Calm during the storm
Disaster plans keep Midwest hospitals running smoothly during blizzard
States such as Missouri, Illinois, Oklahoma and Wisconsin were particularly hard hit, resulting in a lot of overnight stays for employees and relatively quiet emergency room activity.
“We just opened hotel St. Mary's,” said Frank Byrne, president of 376-bed St. Mary's Hospital, Madison, Wis., part of SSM Healthcare,
St. Louis. “We had 129 employees spend the night the day before the blizzard,” Byrne said. Madison received a little less than 20 inches of snow, but higher totals were reported in the surrounding area.
For one St. Mary's employee, Kristin McManmon, a vice president of operations, the storm meant going on toilet-cleaning duty. McManmon, who has experience in healthcare environmental services, volunteered for the job when roughly two-thirds of that staff could not make it in to work because Madison's bus system was shut down, said spokesman Steve Van Dinter.
The parent to St. Mary's, 14-hospital SSM Healthcare, said it had staffers and physicians sleeping over in hospitals across four states, including more than 500 in St. Louis. Clinicians and other workers at SSM's 499-bed
St. Anthony Hospital in Oklahoma City struggled to get to work in the storm, according to a statement from the system. St. Anthony security personnel and a nurse manager picked up staff for work. A physician was rescued from his car in a snow drift, while another abandoned his car in a drift to walk the remaining few blocks to work.
At Milwaukee's 486-bed Froedtert Hospital, part of Froedtert & The Medical College of Wisconsin, many members of the night shift the evening of Feb. 1 stayed on to work the following day, said spokeswoman Kathy Sieja.

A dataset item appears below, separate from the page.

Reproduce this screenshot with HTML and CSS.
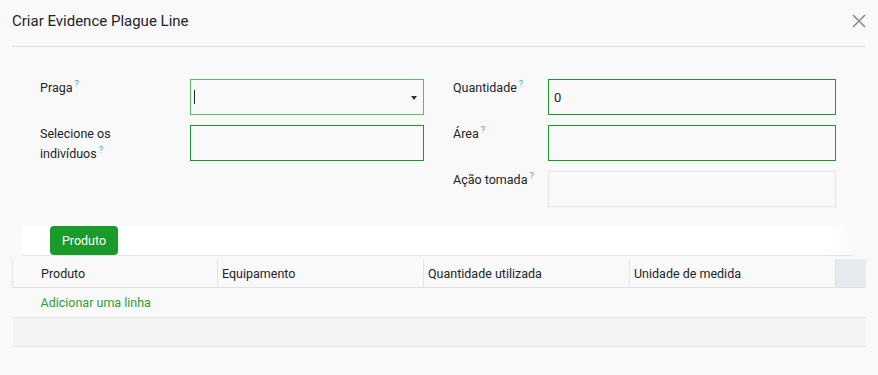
FILE: index.html
```html
<!DOCTYPE html>
<html>
    <head>
        <meta charset="UTF-8" />
        <title>Criar Evidence Plague Line</title>
        <link rel="stylesheet" href="styles.css">
    </head>
    <body>
        <div class="modal">
            <div class="modalHeader">
                <h4 class="modalTitle">Criar Evidence Plague Line</h4>
                <button type="button" class="closeBtn" aria-label="Fechar">
                    <svg width="14" height="14" viewBox="0 0 14 14">
                        <path d="M1 1L13 13M13 1L1 13" stroke="#888" stroke-width="1.5" fill="none" />
                    </svg>
                </button>
            </div>

            <div class="formGrid">
                <label class="fieldLabel left">Praga<sup class="help">?</sup></label>
                <div class="field select focused"><span class="caretText"></span><span class="arrow"></span></div>
                <div></div>
                <label class="fieldLabel">Quantidade<sup class="help">?</sup></label>
                <div class="field">0</div>

                <label class="fieldLabel left">Selecione os indivíduos<sup class="help">?</sup></label>
                <div class="field"></div>
                <div></div>
                <label class="fieldLabel">Área<sup class="help">?</sup></label>
                <div class="field"></div>

                <div></div>
                <div></div>
                <div></div>
                <label class="fieldLabel">Ação tomada<sup class="help">?</sup></label>
                <div class="field readonly"></div>
            </div>

            <div class="tabBar">
                <button type="button" class="tabBtn">Produto</button>
            </div>

            <table class="lines">
                <colgroup>
                    <col style="width: 205px">
                    <col style="width: 206px">
                    <col style="width: 206px">
                    <col style="width: 206px">
                    <col style="width: 30px">
                </colgroup>
                <thead>
                    <tr>
                        <th class="first">Produto</th>
                        <th>Equipamento</th>
                        <th>Quantidade utilizada</th>
                        <th>Unidade de medida</th>
                        <th class="opt"></th>
                    </tr>
                </thead>
                <tbody>
                    <tr class="addRow">
                        <td colspan="5"><a href="#">Adicionar uma linha</a></td>
                    </tr>
                    <tr class="emptyRow">
                        <td colspan="5"></td>
                    </tr>
                </tbody>
            </table>
        </div>
    </body>
</html>
```

FILE: styles.css
```css
body {
    margin: 0;
    background-color: #f9f9f9;
    font-family: Roboto, "Liberation Sans", sans-serif;
    font-size: 12.5px;
    color: #212529;
}
.modal {
    padding: 0 13px 0 12px;
}
.modalHeader {
    display: flex;
    justify-content: space-between;
    align-items: center;
    height: 46px;
    border-bottom: 1px solid #dcdee4;
}
.modalTitle {
    margin: 0 0 5px 0;
    font-size: 15px;
    font-weight: 400;
    color: #1f2327;
}
.closeBtn {
    border: none;
    background: none;
    padding: 0;
    margin: 0 -1px 4px 0;
    display: flex;
}

.formGrid {
    display: grid;
    grid-template-columns: 150px 234px 29px 95px 288px;
    grid-auto-rows: 36px;
    row-gap: 10px;
    margin: 32px 0 0 28px;
}
.fieldLabel {
    line-height: 20px;
    margin-top: -1px;
    white-space: nowrap;
}
.fieldLabel.left {
    white-space: normal;
    padding-right: 40px;
}
.help {
    color: #3fa5d8;
    font-size: 9px;
    margin-left: 2px;
    vertical-align: 5px;
    line-height: 1;
}
.field {
    border: 1px solid #1b9a29;
    display: flex;
    align-items: center;
    padding: 0 5px;
    font-size: 13px;
    position: relative;
}
.field.focused {
    border-color: #5cbb62;
}
.field.readonly {
    border-color: #e1e3ea;
    background-color: #fafafc;
}
.caretText {
    width: 1px;
    height: 14px;
    background-color: #222;
    margin-left: -2px;
}
.arrow {
    position: absolute;
    right: 6px;
    top: 16px;
    border-left: 3px solid transparent;
    border-right: 3px solid transparent;
    border-top: 4px solid #333;
}

.tabBar {
    margin: 19px 12px 0 10px;
    height: 29px;
    background: linear-gradient(to right, #fff 97%, #f9f9f9);
    border-bottom: 1px solid #e2e4e8;
    padding-left: 28px;
}
.tabBtn {
    height: 29px;
    width: 68px;
    border: none;
    border-radius: 4px;
    background-color: #1a9b29;
    color: #fff;
    font-family: inherit;
    font-size: 12.5px;
    padding: 0;
}

.lines {
    margin-top: 3px;
    width: 853px;
    border-collapse: collapse;
    table-layout: fixed;
}
.lines th {
    height: 28px;
    text-align: left;
    font-weight: 400;
    padding: 0 4px;
    border-left: 1px solid #e3e5e9;
    border-bottom: 1px solid #dfe1e6;
    white-space: nowrap;
}
.lines th.first {
    padding-left: 28px;
}
.lines th.opt {
    background-color: #e8ebee;
    border-left-color: #dcdfe3;
}
.addRow td {
    height: 29px;
    padding: 0 0 0 28px;
    border-bottom: 1px solid #e3e4e7;
}
.addRow a {
    color: #2ba038;
    text-decoration: none;
}
.emptyRow td {
    height: 28px;
    padding: 0;
    background-color: #f3f3f3;
    border-bottom: 1px solid #e3e4e7;
}
```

Froedtert enacted its snow emergency plan. “It's a real credit to the staff in a situation like this how they'll step up and pull together,” Sieja said.
Hospitals in the Chicago area, which received about 20 inches of snow that in spots drifted into much deeper piles, enacted disaster plans and cut back on outpatient care.
At 658-bed Rush University Medical Center, almost all outpatient services were rescheduled and most clinics were closed, as part of an emergency management plan that went into effect Jan. 31, said spokeswoman Kim Waterman. Some surgeries did take place for patients already in the hospital, Waterman said. Several staff members slept on cots in a conference center on the night of Feb. 1 as the storm hit the area, and many were prepared to do so given they had advance notice the snow was coming, she said.
Many staffers at suburban 619-bed Advocate Lutheran General Hospital, Park Ridge, Ill., arrived at work Feb. 1 with overnight bags in case they need to spend the night, said Greg Alford, a spokesman for the hospital, which instituted its snowstorm emergency plan, called “code white.” Although Lutheran General's emergency room was fairly quiet because limited automobile traffic kept the number of accidents down, it did go into the storm with a relatively high census, Alford said. Nevertheless, “things seemed to run fairly smoothly,” he said.